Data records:
────────────────
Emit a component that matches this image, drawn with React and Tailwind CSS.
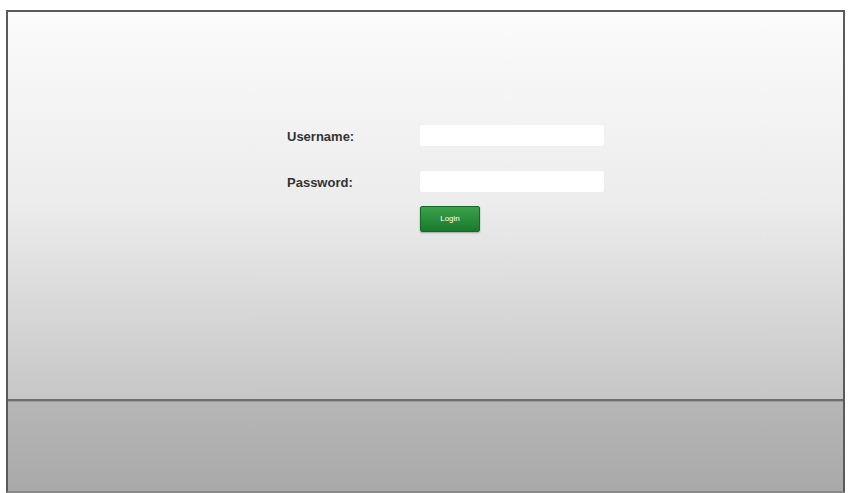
export default function App() {
  return (
    <div className="w-[848px] h-[493px] bg-white pt-[10px] pl-[6px] pr-[3px] font-['Liberation_Sans',Arial,sans-serif] overflow-hidden">
      <div className="h-[483px] flex flex-col border-2 border-[#5a5a5a] border-b-[#8a8a8a]">
        {/* Main login area */}
        <div className="h-[387px] bg-gradient-to-b from-[#fbfbfb] via-[#ececec] to-[#c6c6c6] pt-[113px] pl-[279px]">
          <div className="flex flex-col">
            <div className="flex items-center h-[21px]">
              <label className="w-[133px] text-[13px] font-bold text-[#333] pt-[2px]">Username:</label>
              <input className="w-[184px] h-[21px] bg-white rounded-[2px] outline-none shadow-[0_0_1px_rgba(0,0,0,0.05)]" />
            </div>
            <div className="flex items-center h-[21px] mt-[25px]">
              <label className="w-[133px] text-[13px] font-bold text-[#333] pt-[2px]">Password:</label>
              <input type="password" className="w-[184px] h-[21px] bg-white rounded-[2px] outline-none shadow-[0_0_1px_rgba(0,0,0,0.05)]" />
            </div>
            <div className="ml-[133px] mt-[12px]">
              <button className="w-[60px] h-[26px] rounded-[2px] bg-gradient-to-b from-[#3aa14a] to-[#187a2c] border border-[#16672a] text-white text-[8px] shadow-[0_1px_2px_rgba(0,0,0,0.3)]">
                Login
              </button>
            </div>
          </div>
        </div>
        {/* Divider */}
        <div className="h-[3px] bg-[#6e6e6e] border-b border-[#9a9a9a]" />
        {/* Footer */}
        <div className="flex-1 bg-gradient-to-b from-[#b6b6b6] to-[#a9a9a9]" />
      </div>
    </div>
  );
}
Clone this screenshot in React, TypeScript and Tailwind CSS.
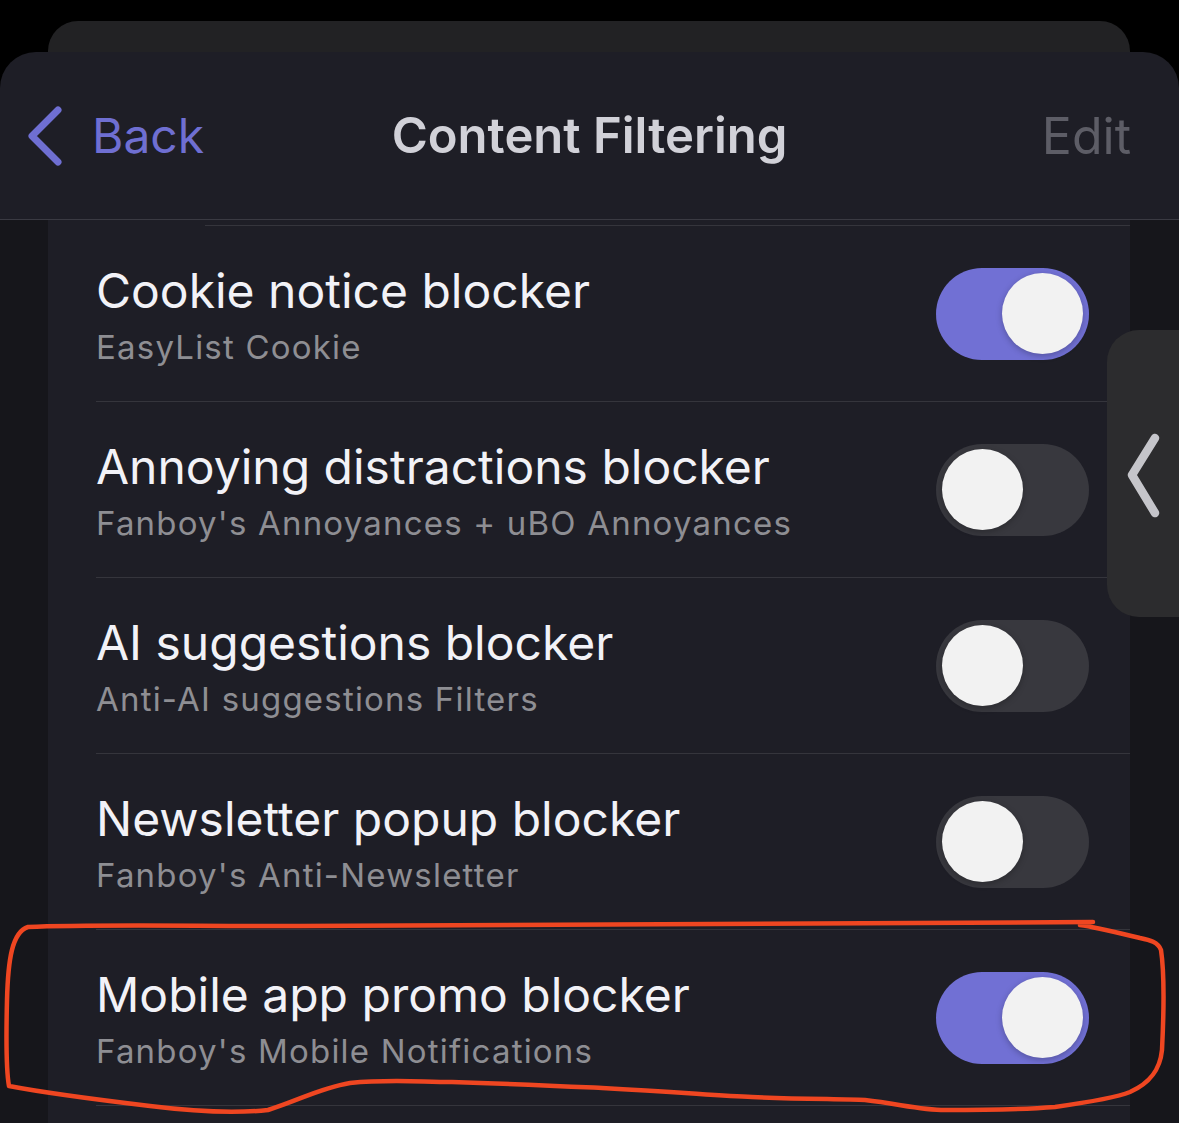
────────────────
*AIM*. Copy out all lines from the material above that contain the string "this".

*REPLY TO THE EXERCISE*.
Emit a component that matches this image, drawn with React and Tailwind CSS.
Clone this screenshot in React, TypeScript and Tailwind CSS.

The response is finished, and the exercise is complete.